Never try to pretend you know more than the experts. That simply won’t fly. They will pick up on this quicker than you can flash a laser pointer. Have confidence in the knowledge you do possess. Instead of having others ask questions, you can position the presentation so that you ask questions of the experts. Make sure you have these prepared well in advance. Run those questions by an expert before asking them to make sure they fit in the context of the presentation.

It’s important to respect the expertise of the attendees. They have spent a good portion of their lives working up to that status and deserve the accolades associated with these accomplishments.

 

The qualities of top presenters

Think back to two business presentations you attended in the past. One where you couldn’t wait for it to end and the other where you couldn’t believe it was over already. That first instance is an example of a presenter that was either inexperienced or is simply not a good presenter. He or she did not connect with the audience. The second instance is an example of someone who is good at presenting. Focus on that person. What kinds of qualities did that person convey during the presentation?

People will connect with different qualities overall. However, there certain qualities presenters possess that increase their chances of engaging the audience.

Credibility

If you come off as someone who isn’t familiar with the subject you are presenting, or you are unable to answer questions that arise, you will lack the credibility needed to pull your audience in your desired direction. On the other hand, if they view you as authoritative and knowledgeable, you have a good start in connecting with them.

Confidence

Have the confidence to believe what you are presenting is correct and stand by that belief. You’ve done your homework. Project that to your audience and they will respect your position. Not everyone will necessarily agree, but at least they can see you exude the proper confidence.

Creativity

You will impress your audience if you incorporate creativity into your presentations. When doing this, it’s important not to try too hard. Let the creativity happen naturally and don’t try to force it. What you believe is creative, others may not. However, if you can give them some creative components that help them connect, this will go a long way in capturing their attention.

Allow Audience Participation

You are in charge of the presentation along with its content. However, if you can get your audience to participate, they will be that much more connected. There are several methods to accomplish this. One popular technique is to pose questions throughout the presentations and open the floor for answers by the audience. You can get a lot of insight from the answers they provide as well as other questions they ask.

Humor

Most business presentations are not standup comedy routines. Therefore, using humor does not entail compiling a bunch of corny jokes and bombarding your audience with them. If you have a knack for humor in a natural way, consider using it strategically. Humor helps but only when used correctly.

 

Using storytelling during presentations

Which would you rather see, a presentation that regurgitates a bunch of statistics using charts, etc., or a story about how someone overcame a problem they were having? If you’re like most, you will choose the latter. People love stories, and they especially love to hear human interest stories of how people met challenges they faced.

You may be thinking that storytelling is for the Hollywood crowd or should be left to the graces of writers. But stories are incorporated in many aspects of life. The next time you see a sales page of some sort (shouldn’t be too hard to find), pay attention to any stories that are told within the text or the video for the page. It’s a very common technique in sales.

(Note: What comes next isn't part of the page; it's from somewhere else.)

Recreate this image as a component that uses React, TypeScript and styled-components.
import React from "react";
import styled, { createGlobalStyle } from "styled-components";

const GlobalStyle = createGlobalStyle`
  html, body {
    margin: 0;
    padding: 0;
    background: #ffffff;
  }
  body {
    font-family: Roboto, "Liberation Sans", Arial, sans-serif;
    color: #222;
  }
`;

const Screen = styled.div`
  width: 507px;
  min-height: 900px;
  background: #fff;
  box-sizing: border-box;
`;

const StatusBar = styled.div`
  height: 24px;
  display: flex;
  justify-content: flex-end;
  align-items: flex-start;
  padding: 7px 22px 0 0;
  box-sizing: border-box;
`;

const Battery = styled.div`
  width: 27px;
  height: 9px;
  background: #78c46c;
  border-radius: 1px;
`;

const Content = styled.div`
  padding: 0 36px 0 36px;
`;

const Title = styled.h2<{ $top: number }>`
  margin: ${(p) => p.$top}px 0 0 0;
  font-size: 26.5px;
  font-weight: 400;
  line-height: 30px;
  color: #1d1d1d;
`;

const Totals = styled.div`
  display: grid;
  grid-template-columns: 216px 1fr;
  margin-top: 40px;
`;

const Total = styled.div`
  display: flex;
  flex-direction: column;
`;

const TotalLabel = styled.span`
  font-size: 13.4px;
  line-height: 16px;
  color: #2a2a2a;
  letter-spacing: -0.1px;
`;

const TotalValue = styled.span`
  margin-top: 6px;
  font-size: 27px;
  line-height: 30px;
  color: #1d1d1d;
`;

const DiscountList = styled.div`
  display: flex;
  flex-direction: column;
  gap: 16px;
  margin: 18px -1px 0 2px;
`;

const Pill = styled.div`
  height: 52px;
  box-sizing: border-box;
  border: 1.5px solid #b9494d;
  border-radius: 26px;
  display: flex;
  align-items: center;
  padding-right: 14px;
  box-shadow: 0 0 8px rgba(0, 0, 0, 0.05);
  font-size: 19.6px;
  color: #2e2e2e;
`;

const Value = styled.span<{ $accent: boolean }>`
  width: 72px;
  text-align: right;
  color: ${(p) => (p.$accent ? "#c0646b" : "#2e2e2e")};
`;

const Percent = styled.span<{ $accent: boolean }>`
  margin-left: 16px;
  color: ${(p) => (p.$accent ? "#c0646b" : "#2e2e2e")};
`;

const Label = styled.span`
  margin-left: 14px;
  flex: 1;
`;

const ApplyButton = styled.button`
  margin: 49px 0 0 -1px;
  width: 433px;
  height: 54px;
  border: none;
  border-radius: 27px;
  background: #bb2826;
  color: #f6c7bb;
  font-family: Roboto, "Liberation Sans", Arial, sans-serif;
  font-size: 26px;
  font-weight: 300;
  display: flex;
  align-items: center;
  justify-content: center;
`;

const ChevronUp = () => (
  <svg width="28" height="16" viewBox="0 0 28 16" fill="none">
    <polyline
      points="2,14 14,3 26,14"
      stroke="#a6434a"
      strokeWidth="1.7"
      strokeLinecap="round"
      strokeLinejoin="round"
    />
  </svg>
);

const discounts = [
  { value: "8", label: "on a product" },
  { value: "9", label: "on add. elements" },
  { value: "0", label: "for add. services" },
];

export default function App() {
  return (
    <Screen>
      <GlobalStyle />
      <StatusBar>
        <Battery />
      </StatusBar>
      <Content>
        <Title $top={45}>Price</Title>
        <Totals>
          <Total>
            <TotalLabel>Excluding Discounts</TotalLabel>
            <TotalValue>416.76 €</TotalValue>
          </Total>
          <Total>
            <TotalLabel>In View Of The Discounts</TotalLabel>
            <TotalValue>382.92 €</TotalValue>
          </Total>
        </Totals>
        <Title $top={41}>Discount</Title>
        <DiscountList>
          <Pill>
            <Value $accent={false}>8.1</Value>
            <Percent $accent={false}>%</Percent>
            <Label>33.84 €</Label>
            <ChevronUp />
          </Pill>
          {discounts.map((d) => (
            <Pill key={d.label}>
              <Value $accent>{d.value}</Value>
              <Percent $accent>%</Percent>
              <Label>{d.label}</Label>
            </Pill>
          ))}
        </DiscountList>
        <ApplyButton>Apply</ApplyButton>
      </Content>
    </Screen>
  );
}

There’s a good reason why sellers use storytelling in their sales copy; it works. It connects an audience with someone who could be just like them. It gives the audience hope that solutions to their problems do exist.

Storytelling works because of the emotional aspect of it. It’s no surprise that kids will eagerly sit around in a circle to hear stories being read or told by adults. The more animated the adults can make the story, the more excited the children become.

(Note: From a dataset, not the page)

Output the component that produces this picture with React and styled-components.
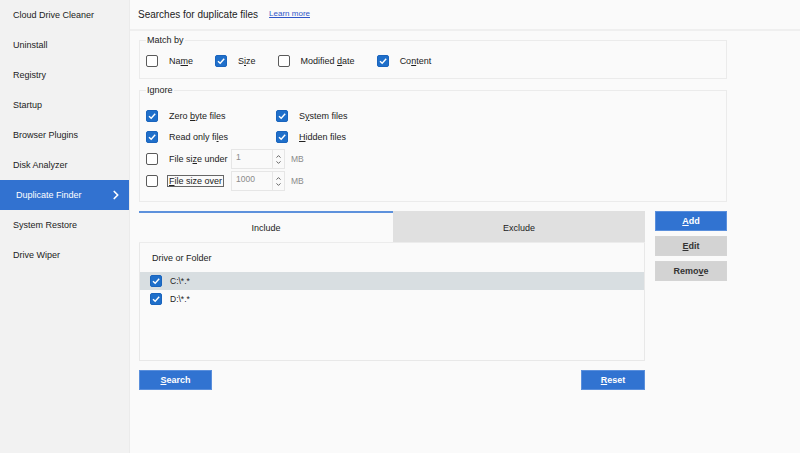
import React from 'react';
import styled, { createGlobalStyle } from 'styled-components';
import { ChevronRight } from 'lucide-react';

const GlobalStyle = createGlobalStyle`
  body {
    margin: 0;
    background: #fafafa;
    font-family: "Liberation Sans", Arial, sans-serif;
    color: #222;
  }
`

const Shell = styled.div`
  display: flex;
  width: 800px;
  height: 453px;
  overflow: hidden;
`
const Sidebar = styled.nav`
  width: 129px;
  flex-shrink: 0;
  background: #f2f2f2;
  border-right: 1px solid #ebebeb;
`
const NavItem = styled.div`
  display: flex;
  align-items: center;
  justify-content: space-between;
  height: 30px;
  padding: 0 6px 0 ${p => (p.$active ? '16px' : '13px')};
  font-size: 9px;
  color: ${p => (p.$active ? '#fff' : '#222')};
  background: ${p => (p.$active ? '#3272d0' : 'transparent')};
`
const Main = styled.main`
  flex: 1;
  display: flex;
  flex-direction: column;
`
const Header = styled.header`
  height: 29px;
  display: flex;
  align-items: center;
  gap: 11px;
  padding-left: 8px;
  border-bottom: 2px solid #efefef;
`
const Title = styled.span`
  font-size: 10px;
  color: #222;
`
const LearnMore = styled.a`
  font-size: 8px;
  color: #2f56c8;
  text-decoration: underline;
  margin-top: -2px;
`
const Content = styled.div`
  width: 588px;
  padding: 4px 0 0 9px;
  display: flex;
  flex-direction: column;
`
const Group = styled.fieldset`
  margin: 0 0 ${p => p.$mb || 0}px 0;
  border: 1px solid #ebebeb;
  padding: ${p => p.$pad};
  min-width: 0;
`
const Legend = styled.legend`
  font-size: 9px;
  line-height: 10px;
  padding: 0 1px;
  margin-left: 0;
  color: #222;
`
const MatchRow = styled.div`
  display: flex;
  align-items: center;
  height: 14px;
`
const Option = styled.label`
  display: flex;
  align-items: center;
  gap: 11px;
  margin-right: ${p => p.$mr ?? 22}px;
  font-size: 9px;
  color: #222;
  flex-shrink: 0;
`
const Box = styled.span`
  width: 12px;
  height: 12px;
  box-sizing: border-box;
  border-radius: 2px;
  flex-shrink: 0;
  display: flex;
  align-items: center;
  justify-content: center;
  border: 1px solid ${p => (p.$on ? '#1a64bd' : '#5a5a5a')};
  background: ${p => (p.$on ? '#1f6fca' : '#fff')};
`
const IgnoreGrid = styled.div`
  display: grid;
  grid-template-columns: 130px 1fr;
  grid-template-rows: 21px 22px 22px 22px;
  align-items: center;
`
const SizeRow = styled.div`
  display: flex;
  align-items: center;
  grid-column: 1 / 3;
`
const SizeLabel = styled.span`
  width: 62px;
  flex-shrink: 0;
`
const Focused = styled.span`
  border: 1px solid #666;
  padding: 0 1px;
  margin-left: -2px;
`
const Spin = styled.div`
  display: flex;
  width: 54px;
  height: 20px;
  box-sizing: border-box;
  border: 1px solid #e6e6e6;
  background: #fafafa;
  margin-right: 6px;
`
const SpinValue = styled.span`
  flex: 1;
  padding: 2px 0 0 4px;
  font-size: 8.5px;
  color: #8a8a8a;
`
const SpinButtons = styled.div`
  width: 11px;
  border-left: 1px solid #e6e6e6;
  display: flex;
  flex-direction: column;
  align-items: center;
  justify-content: center;
  gap: 3px;
`
const Unit = styled.span`
  font-size: 8.5px;
  color: #8a8a8a;
`
const ListArea = styled.div`
  display: flex;
  gap: 10px;
  margin-top: 9px;
`
const Panel = styled.div`
  width: 506px;
  height: 150px;
  box-sizing: border-box;
  border: 1px solid #e8e8e8;
  display: flex;
  flex-direction: column;
`
const Tabs = styled.div`
  display: flex;
  height: 31px;
  border-bottom: 1px solid #ececec;
  margin: -1px -1px 0 -1px;
`
const Tab = styled.div`
  flex: ${p => (p.$active ? '0 0 254px' : '1')};
  display: flex;
  align-items: center;
  justify-content: center;
  font-size: 9px;
  color: #222;
  background: ${p => (p.$active ? '#fafafa' : '#e0e0e0')};
  border-top: 2px solid ${p => (p.$active ? '#5d91dc' : '#e0e0e0')};
  box-sizing: border-box;
`
const ColumnHead = styled.div`
  font-size: 9px;
  padding: 10px 0 0 12px;
  height: 19px;
`
const Entry = styled.div`
  display: flex;
  align-items: center;
  gap: 8px;
  height: 18px;
  padding-left: 10px;
  font-size: 8.5px;
  background: ${p => (p.$selected ? '#d8dee1' : 'transparent')};
`
const SideButtons = styled.div`
  display: flex;
  flex-direction: column;
  gap: 5px;
`
const Button = styled.button`
  width: ${p => p.$w || 72}px;
  height: 20px;
  padding: 0;
  border: 1px solid ${p => (p.$primary ? '#5a8fdc' : '#d4d4d4')};
  background: ${p => (p.$primary ? '#3173d1' : '#d3d3d3')};
  color: ${p => (p.$primary ? '#fff' : '#333')};
  font-family: "Liberation Sans", Arial, sans-serif;
  font-weight: bold;
  font-size: 9px;
`
const Footer = styled.div`
  width: 506px;
  display: flex;
  justify-content: space-between;
  margin-top: 9px;
`

const Check = ({ on }) => (
  <Box $on={on}>
    {on && (
      <svg width="10" height="10" viewBox="0 0 10 10">
        <polyline points="2,5.2 4.2,7.3 8.2,2.8" fill="none" stroke="#fff" strokeWidth="1.4" />
      </svg>
    )}
  </Box>
)

const Arrows = () => (
  <SpinButtons>
    <svg width="5" height="3" viewBox="0 0 5 3">
      <polyline points="0.5,2.6 2.5,0.6 4.5,2.6" fill="none" stroke="#555" strokeWidth="0.9" />
    </svg>
    <svg width="5" height="3" viewBox="0 0 5 3">
      <polyline points="0.5,0.4 2.5,2.4 4.5,0.4" fill="none" stroke="#555" strokeWidth="0.9" />
    </svg>
  </SpinButtons>
)

const navItems = [
  'Cloud Drive Cleaner',
  'Uninstall',
  'Registry',
  'Startup',
  'Browser Plugins',
  'Disk Analyzer',
  'Duplicate Finder',
  'System Restore',
  'Drive Wiper',
]

export default function App() {
  return (
    <Shell>
      <GlobalStyle />
      <Sidebar>
        {navItems.map((name) => (
          <NavItem key={name} $active={name === 'Duplicate Finder'}>
            {name}
            {name === 'Duplicate Finder' && <ChevronRight size={14} strokeWidth={3} color="#fff" />}
          </NavItem>
        ))}
      </Sidebar>
      <Main>
        <Header>
          <Title>Searches for duplicate files</Title>
          <LearnMore>Learn more</LearnMore>
        </Header>
        <Content>
          <Group $pad="9px 6px 10px 6px" $mb={6}>
            <Legend>Match by</Legend>
            <MatchRow>
              <Option><Check /><span>Na<u>m</u>e</span></Option>
              <Option><Check on /><span>S<u>i</u>ze</span></Option>
              <Option><Check /><span>Modified <u>d</u>ate</span></Option>
              <Option><Check on /><span>Co<u>n</u>tent</span></Option>
            </MatchRow>
          </Group>
          <Group $pad="10px 6px 9px 6px">
            <Legend>Ignore</Legend>
            <IgnoreGrid>
              <Option><Check on /><span>Zero <u>b</u>yte files</span></Option>
              <Option><Check on /><span>S<u>y</u>stem files</span></Option>
              <Option><Check on /><span>Read only fi<u>l</u>es</span></Option>
              <Option><Check on /><span><u>H</u>idden files</span></Option>
              <SizeRow>
                <Option $mr={0}><Check /><SizeLabel>File si<u>z</u>e under</SizeLabel></Option>
                <Spin><SpinValue>1</SpinValue><Arrows /></Spin>
                <Unit>MB</Unit>
              </SizeRow>
              <SizeRow>
                <Option $mr={0}><Check /><SizeLabel><Focused><u>F</u>ile size over</Focused></SizeLabel></Option>
                <Spin><SpinValue>1000</SpinValue><Arrows /></Spin>
                <Unit>MB</Unit>
              </SizeRow>
            </IgnoreGrid>
          </Group>
          <ListArea>
            <Panel>
              <Tabs>
                <Tab $active>Include</Tab>
                <Tab>Exclude</Tab>
              </Tabs>
              <ColumnHead>Drive or Folder</ColumnHead>
              <Entry $selected><Check on />C:\*.*</Entry>
              <Entry><Check on />D:\*.*</Entry>
            </Panel>
            <SideButtons>
              <Button $primary><u>A</u>dd</Button>
              <Button><u>E</u>dit</Button>
              <Button>Remo<u>v</u>e</Button>
            </SideButtons>
          </ListArea>
          <Footer>
            <Button $primary $w={73}><u>S</u>earch</Button>
            <Button $primary $w={64}><u>R</u>eset</Button>
          </Footer>
        </Content>
      </Main>
    </Shell>
  );
}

When you incorporate storytelling, it’s a good idea to use stories that actually happened. While it’s certainly acceptable to make up stories for fiction, when you are presenting with the intent of convincing an audience, making up stories can backfire on you. It’s not just your reputation that will be tarnished; the Federal Trade Commission may come knocking at your door. You need to make sure your stories (testimonials, etc.) are true or that you disclose that they are made up.

Storytelling does take some practice to master. There are plenty of resources available, both in book form and tutorials, that can help you learn and practice. You can hit up your family and friends with your stories and see how they react. When you try this, don’t cue them about your story. Let them read it cold and observe their expressions. Then, ask them to give you feedback on what they liked and didn’t like. Ask them if the story was relatable.

If you incorporate one tip into your presentations, let it be storytelling. It is something that people will never get tired of, and it can be used for just about any situation.